What Drove Goldman’s Result

Three principal factors combined to produce Goldman’s quarterly outperformance:

  • Investment banking momentum - Fees in the investment banking business reached their highest level since 2021, contributing significantly to Goldman’s top-line strength. Along with JPMorgan and Morgan Stanley, Goldman was a leader in a first-half tally that exceeded $60 billion across the Street.
  • Elevated trading revenues - A volatile market backdrop, influenced by AI-related jitters, tensions in the Middle East, and energy price swings, drove heightened client activity across equities and FICC desks, benefiting Goldman’s trading businesses.
  • Rapid analyst upward revisions - Street estimates moved quickly in response to the quarter. Goldman’s 7-day EPS revisions were up +22.9% and 30-day revisions rose +24.9%, indicating that analysts were aggressively repricing the bank’s near-term earnings trajectory.

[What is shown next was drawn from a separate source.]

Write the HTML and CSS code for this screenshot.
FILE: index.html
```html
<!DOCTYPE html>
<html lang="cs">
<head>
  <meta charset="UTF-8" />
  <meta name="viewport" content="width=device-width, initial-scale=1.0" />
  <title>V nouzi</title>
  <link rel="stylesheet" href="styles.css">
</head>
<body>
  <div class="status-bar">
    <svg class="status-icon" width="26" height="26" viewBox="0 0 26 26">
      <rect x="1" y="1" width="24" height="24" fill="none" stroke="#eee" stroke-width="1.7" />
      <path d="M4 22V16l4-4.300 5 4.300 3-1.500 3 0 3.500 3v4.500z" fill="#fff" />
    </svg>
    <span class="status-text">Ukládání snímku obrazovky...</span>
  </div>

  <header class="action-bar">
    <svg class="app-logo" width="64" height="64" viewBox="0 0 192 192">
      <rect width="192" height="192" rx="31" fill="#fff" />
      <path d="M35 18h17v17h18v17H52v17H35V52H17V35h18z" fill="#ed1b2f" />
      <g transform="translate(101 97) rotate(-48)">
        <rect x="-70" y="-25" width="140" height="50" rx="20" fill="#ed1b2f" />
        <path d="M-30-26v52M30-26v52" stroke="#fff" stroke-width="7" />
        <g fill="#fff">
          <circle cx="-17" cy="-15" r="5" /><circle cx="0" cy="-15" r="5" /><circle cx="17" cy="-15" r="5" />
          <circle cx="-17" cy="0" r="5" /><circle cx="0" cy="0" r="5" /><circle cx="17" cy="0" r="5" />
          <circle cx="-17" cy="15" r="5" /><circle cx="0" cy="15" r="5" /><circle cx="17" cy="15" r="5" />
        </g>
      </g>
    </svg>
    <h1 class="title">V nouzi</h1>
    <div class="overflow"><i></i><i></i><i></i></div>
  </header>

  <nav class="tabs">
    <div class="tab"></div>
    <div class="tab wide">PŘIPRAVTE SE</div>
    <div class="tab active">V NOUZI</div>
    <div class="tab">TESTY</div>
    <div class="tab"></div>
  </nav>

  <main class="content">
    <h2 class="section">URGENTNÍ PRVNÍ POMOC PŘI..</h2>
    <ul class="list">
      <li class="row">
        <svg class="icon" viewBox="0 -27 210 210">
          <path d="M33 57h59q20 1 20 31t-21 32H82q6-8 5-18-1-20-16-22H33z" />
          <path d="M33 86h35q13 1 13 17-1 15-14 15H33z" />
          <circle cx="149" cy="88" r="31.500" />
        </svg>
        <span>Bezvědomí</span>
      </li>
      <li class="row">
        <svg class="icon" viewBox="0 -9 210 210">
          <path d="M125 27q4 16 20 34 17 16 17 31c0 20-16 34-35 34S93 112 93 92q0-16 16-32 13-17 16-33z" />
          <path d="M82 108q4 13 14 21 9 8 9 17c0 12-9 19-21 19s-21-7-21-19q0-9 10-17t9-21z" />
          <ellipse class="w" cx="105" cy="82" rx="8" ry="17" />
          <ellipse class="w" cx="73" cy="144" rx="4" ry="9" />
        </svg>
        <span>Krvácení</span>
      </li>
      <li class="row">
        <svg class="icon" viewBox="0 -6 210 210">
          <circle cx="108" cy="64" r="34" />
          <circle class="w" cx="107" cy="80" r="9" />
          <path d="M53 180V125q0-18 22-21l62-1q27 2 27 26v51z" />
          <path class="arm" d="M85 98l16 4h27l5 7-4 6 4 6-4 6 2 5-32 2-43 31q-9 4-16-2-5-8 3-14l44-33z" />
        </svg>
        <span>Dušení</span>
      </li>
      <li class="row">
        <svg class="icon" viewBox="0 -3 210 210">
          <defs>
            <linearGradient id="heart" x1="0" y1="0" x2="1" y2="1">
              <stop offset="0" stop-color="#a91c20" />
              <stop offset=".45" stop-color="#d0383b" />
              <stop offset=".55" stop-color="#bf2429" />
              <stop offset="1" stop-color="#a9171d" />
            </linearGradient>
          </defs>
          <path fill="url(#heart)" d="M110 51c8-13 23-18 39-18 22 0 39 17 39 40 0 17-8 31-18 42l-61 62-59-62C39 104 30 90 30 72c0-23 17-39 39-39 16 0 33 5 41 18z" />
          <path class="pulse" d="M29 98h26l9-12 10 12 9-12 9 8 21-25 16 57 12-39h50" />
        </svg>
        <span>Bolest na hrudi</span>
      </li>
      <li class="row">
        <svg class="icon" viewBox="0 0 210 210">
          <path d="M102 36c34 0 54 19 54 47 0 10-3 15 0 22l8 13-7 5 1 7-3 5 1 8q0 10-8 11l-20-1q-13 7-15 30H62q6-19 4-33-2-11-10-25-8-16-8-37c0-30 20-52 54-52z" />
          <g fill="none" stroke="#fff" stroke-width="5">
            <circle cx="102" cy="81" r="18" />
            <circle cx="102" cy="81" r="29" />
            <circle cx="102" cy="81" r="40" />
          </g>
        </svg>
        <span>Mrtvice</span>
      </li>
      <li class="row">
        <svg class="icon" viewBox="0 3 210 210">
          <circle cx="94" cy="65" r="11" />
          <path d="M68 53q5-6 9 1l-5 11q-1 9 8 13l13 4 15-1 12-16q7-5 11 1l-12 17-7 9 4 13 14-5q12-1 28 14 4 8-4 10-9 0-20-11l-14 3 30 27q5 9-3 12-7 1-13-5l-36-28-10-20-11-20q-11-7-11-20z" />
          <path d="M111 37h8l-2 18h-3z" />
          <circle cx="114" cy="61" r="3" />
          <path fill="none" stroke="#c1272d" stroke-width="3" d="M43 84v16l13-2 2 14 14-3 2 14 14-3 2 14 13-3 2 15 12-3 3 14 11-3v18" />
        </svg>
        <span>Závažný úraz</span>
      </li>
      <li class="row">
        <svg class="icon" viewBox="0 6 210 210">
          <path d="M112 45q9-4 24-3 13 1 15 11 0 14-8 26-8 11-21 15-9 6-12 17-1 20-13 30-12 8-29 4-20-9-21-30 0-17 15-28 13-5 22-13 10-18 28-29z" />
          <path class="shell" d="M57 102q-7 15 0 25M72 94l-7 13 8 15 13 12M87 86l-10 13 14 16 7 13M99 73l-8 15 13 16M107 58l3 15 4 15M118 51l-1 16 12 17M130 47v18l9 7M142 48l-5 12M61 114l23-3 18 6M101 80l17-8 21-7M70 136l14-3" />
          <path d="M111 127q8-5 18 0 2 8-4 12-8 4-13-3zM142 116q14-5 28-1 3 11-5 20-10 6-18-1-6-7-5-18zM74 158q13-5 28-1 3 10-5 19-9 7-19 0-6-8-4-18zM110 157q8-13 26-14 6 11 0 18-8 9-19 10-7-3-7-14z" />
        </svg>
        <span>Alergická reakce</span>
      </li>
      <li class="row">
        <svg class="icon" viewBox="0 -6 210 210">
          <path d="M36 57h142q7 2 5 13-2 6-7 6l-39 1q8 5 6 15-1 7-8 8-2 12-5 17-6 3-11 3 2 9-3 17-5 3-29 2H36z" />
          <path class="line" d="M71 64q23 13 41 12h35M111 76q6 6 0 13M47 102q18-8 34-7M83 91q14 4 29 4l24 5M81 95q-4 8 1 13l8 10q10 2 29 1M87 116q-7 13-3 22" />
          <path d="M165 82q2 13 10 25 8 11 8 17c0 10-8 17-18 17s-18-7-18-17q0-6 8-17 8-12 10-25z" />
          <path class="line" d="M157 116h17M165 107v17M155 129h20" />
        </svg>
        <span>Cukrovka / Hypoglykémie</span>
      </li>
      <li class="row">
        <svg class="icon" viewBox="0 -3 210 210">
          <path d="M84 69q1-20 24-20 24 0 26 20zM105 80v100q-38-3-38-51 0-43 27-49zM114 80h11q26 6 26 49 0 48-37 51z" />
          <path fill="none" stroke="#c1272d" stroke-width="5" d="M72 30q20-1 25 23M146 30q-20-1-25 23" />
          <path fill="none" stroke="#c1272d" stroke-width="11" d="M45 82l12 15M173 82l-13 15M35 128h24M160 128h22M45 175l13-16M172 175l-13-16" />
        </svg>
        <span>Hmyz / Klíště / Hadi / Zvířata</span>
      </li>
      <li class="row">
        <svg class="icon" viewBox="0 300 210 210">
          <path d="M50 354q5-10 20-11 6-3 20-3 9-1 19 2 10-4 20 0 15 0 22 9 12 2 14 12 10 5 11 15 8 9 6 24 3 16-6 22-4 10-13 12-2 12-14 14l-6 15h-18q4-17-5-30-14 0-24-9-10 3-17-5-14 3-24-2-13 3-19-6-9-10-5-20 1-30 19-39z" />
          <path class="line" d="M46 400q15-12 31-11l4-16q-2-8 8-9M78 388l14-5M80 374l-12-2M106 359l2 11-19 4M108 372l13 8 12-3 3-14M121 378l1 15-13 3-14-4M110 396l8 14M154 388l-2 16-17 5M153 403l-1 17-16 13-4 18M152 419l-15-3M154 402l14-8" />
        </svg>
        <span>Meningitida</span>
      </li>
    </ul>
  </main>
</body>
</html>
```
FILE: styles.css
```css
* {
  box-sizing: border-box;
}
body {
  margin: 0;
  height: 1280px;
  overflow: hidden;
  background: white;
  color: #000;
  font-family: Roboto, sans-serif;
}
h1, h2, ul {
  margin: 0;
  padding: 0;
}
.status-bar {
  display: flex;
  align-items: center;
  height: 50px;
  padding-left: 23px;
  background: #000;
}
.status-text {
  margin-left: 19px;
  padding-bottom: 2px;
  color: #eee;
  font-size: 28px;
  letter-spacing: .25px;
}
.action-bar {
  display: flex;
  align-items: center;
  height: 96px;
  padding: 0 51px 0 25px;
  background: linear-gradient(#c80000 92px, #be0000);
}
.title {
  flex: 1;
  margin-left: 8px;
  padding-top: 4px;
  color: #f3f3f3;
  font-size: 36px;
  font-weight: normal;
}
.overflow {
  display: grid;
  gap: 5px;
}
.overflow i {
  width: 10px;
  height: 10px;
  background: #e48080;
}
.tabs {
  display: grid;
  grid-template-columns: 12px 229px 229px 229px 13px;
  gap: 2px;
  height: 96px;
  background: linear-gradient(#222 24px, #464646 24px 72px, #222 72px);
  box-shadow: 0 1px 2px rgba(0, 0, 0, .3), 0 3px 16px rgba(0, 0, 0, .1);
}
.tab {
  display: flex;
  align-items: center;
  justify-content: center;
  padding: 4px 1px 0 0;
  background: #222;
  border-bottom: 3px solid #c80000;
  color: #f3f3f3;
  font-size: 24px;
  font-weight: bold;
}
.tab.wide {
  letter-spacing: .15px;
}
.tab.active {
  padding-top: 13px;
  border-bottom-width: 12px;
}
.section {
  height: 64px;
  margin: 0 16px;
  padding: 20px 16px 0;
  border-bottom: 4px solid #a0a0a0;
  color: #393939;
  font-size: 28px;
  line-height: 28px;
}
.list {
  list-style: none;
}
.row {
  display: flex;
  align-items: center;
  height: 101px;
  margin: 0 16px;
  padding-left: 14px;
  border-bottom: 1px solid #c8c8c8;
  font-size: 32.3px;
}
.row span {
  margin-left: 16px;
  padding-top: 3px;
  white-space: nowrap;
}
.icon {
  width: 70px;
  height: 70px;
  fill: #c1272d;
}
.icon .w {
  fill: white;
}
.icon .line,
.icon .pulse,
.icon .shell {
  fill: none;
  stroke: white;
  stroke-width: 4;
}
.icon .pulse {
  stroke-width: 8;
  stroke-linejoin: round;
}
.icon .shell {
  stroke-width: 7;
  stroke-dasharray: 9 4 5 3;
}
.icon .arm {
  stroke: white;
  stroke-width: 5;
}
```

JPMorgan’s Scale Makes Its Beat Notable

While Goldman posted the largest percentage EPS surprise, JPMorgan’s results also command attention because of scale. The bank reported EPS of $7.70, a +38.7% surprise versus a $5.55 estimate, and revenue of $57.35 billion, which exceeded the $50.61 billion consensus by $6.7 billion. Given JPMorgan’s position as the largest U.S. bank, that revenue beat on a roughly $50 billion base is a significant data point for the industry.


Market Reaction and Price Dynamics

Despite the gains in fundamentals, shares did not uniformly rally on the news. Goldman was down -3.0% to $1,117 and Morgan Stanley fell -3.3% on the day. Earnings were released on July 14 before the market open, and the immediate price action appeared to reflect profit-taking and a broader semiconductor and tech-led drag on equities. This pattern is consistent with a buy the rumor, sell the news dynamic after an initial pop in the shares.

Goldman’s consensus EPS revisions have climbed +43.6% over the past year, a trend that suggests the market had been underestimating the bank’s earnings potential and one that makes the next quarterly report in October a focal point for investors and analysts alike.

Risks

  • Short-term share price weakness despite strong results - Goldman was down -3.0% and Morgan Stanley was down -3.3% following the releases, illustrating the risk of profit-taking in the financial sector.
  • Market volatility and sector-specific headwinds - a broader semiconductor and tech-led drag weighed on bank stocks even after earnings, introducing uncertainty for short-term stock performance.
  • Reliance on volatile fee and trading environments - Goldman’s quarter was supported by investment banking fees and trading activity that can vary materially with market conditions, affecting future revenue visibility.